The Sound and the Fury is approximately 85,000 words. At 250 WPM it takes about 5.7 hours. At 350 WPM around 4.1 hours. At 500 WPM with RSVP reading, about 2.8 hours. However, Faulkner's density means most readers go slower than their usual pace, especially through the Benjy section.

What is The Sound and the Fury about?

The Sound and the Fury tells the story of the Compson family's decline in Jefferson, Mississippi, across four days spanning 1910 to 1928. The family's corruption is seen through four narrators: Benjy, an intellectually disabled man who experiences time non-linearly; Quentin, the eldest son who is obsessed with honour and his sister Caddy; Jason, the bitter, financially scheming third son; and Dilsey, the Black servant who holds what remains of the family together.

Why is The Sound and the Fury so difficult to read?

The Benjy section (April 7, 1928) is the most challenging opening in American fiction — Benjy cannot distinguish between past and present, so the narration jumps between time periods without transition. Faulkner used italics in manuscript to signal these shifts, but not all editions preserve them. The key: every shift is triggered by a sensory association (a smell, a sound, a word). Once you recognise this mechanism, the section becomes not just manageable but extraordinary.

What is the correct reading order for The Sound and the Fury?

Read in the published order: Benjy section first, Quentin second, Jason third, Dilsey fourth. Some guides recommend reading the Dilsey section first for orientation. This is a mistake — the disorientation of the Benjy section is intentional and is the point. Faulkner wanted readers to experience Benjy's consciousness before giving them the rational narrators who explain what they have been seeing.

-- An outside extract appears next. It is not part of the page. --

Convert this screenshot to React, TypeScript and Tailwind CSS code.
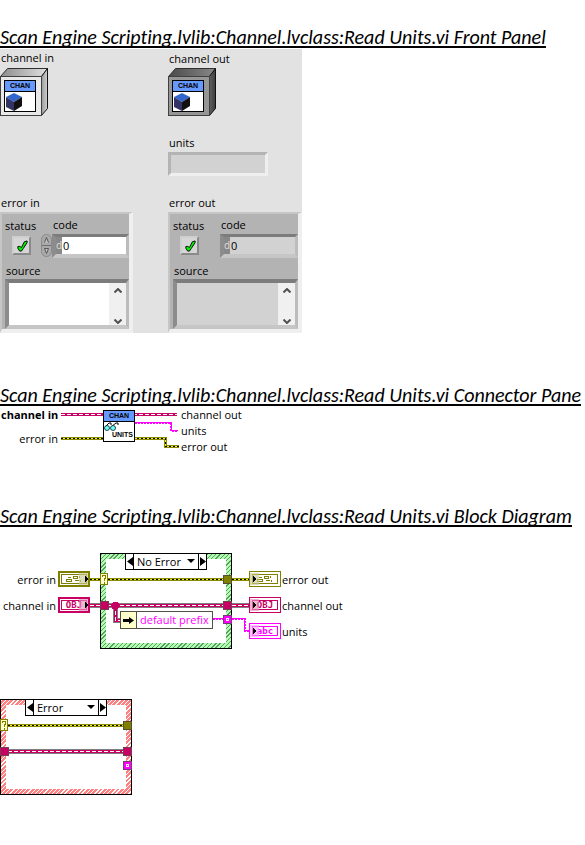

Is The Sound and the Fury good for RSVP reading?

The Sound and the Fury is one of the few novels where RSVP reading requires genuine strategy. The Benjy section needs slow reading (250–280 WPM) to track the time-shifts. The Jason section — the most conventionally written — is excellent at 400 WPM. The Dilsey section, which is the emotional culmination, should be read at your most attentive pace: 300 WPM minimum, warpread's RSVP mode with focus fully on.